When I started woodworking in the late 70s, early 80s, I was truly lucky to see Tage Frid several times. His public talks remind me so much of Roy Underhill. Frid was a showman.
He mentioned his own kitchen cabinets a few times. The only part I clearly recall was the sliding pull-out shelves he made, to make access easier. He used shellac that was a bit old, and everything stuck to them a little. He said that for years his wife would give him side-eye about having to smack a can to get it loose from the shelf’s grip.
I could put you in touch with his daughter…

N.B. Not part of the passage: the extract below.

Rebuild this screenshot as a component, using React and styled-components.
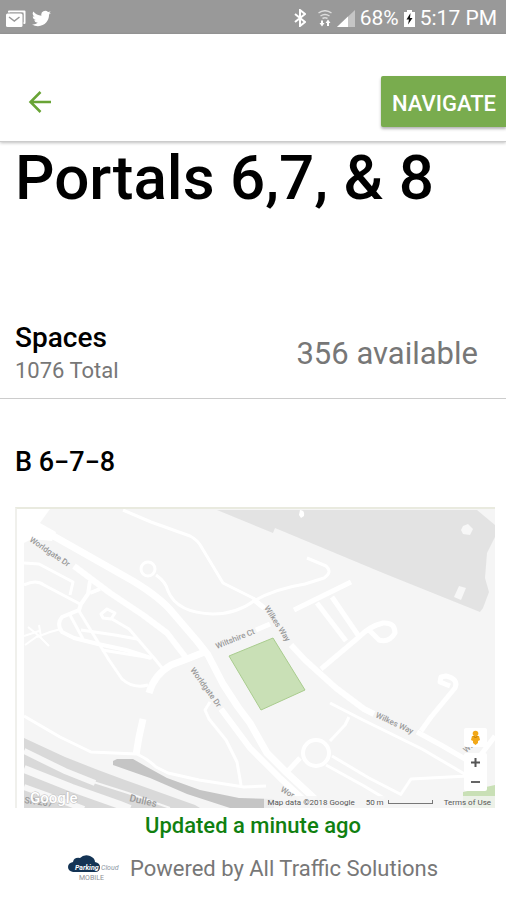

Really? I would love that!
I notice that I enter my e-mail address every time I leave a comment…so just e-mail me and I can provide contact information.
Done! Thank you.
It seems every show on “home improvement” features a kitchen renovation of some sort, from major to minor. Every prospective buyer wants a large enough kitchen to “entertain” in. “Because everyone always ends up in the kitchen”. My architecture instructors 40+ years ago told me that designing a good kitchen and including large closets throughout the house were sure ways to sell a house.
I spend lots of time in my kitchen and it needs to be functional AND nice to look at. I want to be just as proud of the kitchen cabinets I make as I am of my furniture I made in the rest of the house.
I come from generations of extended family where cooking is an art in which the all the inhabitants are Involved, so it is the center of living; in fact so much so that our homes are huge open spaces encompassing preparing, cooking, dining, living and socializing. When this is the way you live the home should reflect that. It may not suit some lifestyles but we have never had visitors who were anything but charmed by what they experienced; besides it is a great for entertaining!
The kitchen is the room I love the most. It’s the one I spent most time perfecting. Everything there is thought through. Oh, and I love your writing. It makes me think.
What a fantastic find! I love those sorts of discoveries.
I picture you already thinking about a revision of your brand-new book.